Liverpool are fluid. Liverpool are polyvalent. Liverpool press and sit, then strike like jet fighters. Maybe they really are, as Luis Enrique enthused before this game, “a perfect team.” But sometimes, well, sometimes you just need a truly world-class goalkeeper too.

Alisson wasn’t just good in the conventional sense here charging around his area like a giant, yolk-colored blur, making game-saving blocks and desperate dives. He was, as Liverpool defended resolutely, triumphantly good. This was goalkeeping as an act of performance, as counter-aggression, as defiance. You really believe you’re going to win this? How much, would you say?

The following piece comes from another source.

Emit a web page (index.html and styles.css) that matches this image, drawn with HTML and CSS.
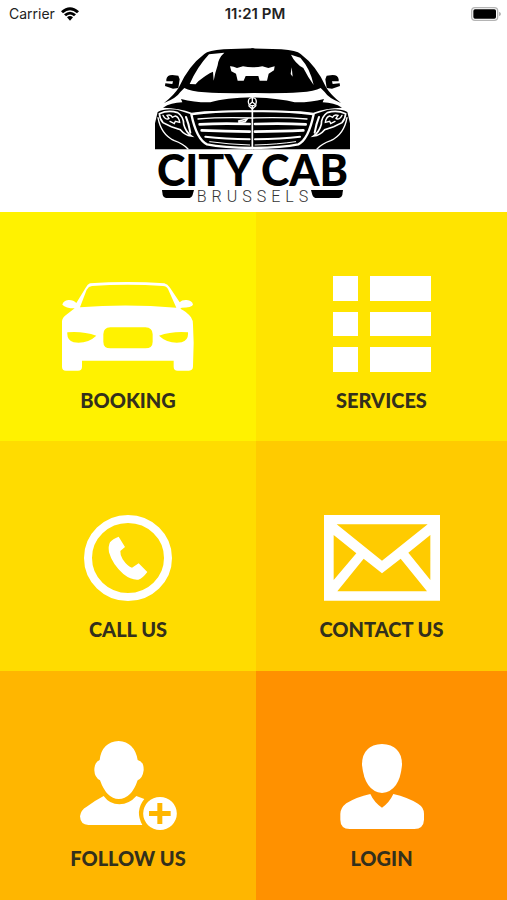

The Defining Alisson Moment
Liverpool’s 1-0 win in Paris will attract the usual labels, most of them tinged with an air of villainy: a heist, a smash-and-grab, a perfectly executed moped robbery of a first-leg away win. But this victory wasn’t just about opportunism it was about having an elite-level goalkeeper in a defining moment. A footballer who sensed early on that this was his night, an Alisson night.

On the face of it, the key moment was the move that saw Liverpool win this game, the only goal finished brilliantly by Harvey Elliott with three minutes left. But the moment it became clear they weren’t going to lose came seven minutes earlier. And it was an Alisson moment, the most cinematic of his eight saves on the night.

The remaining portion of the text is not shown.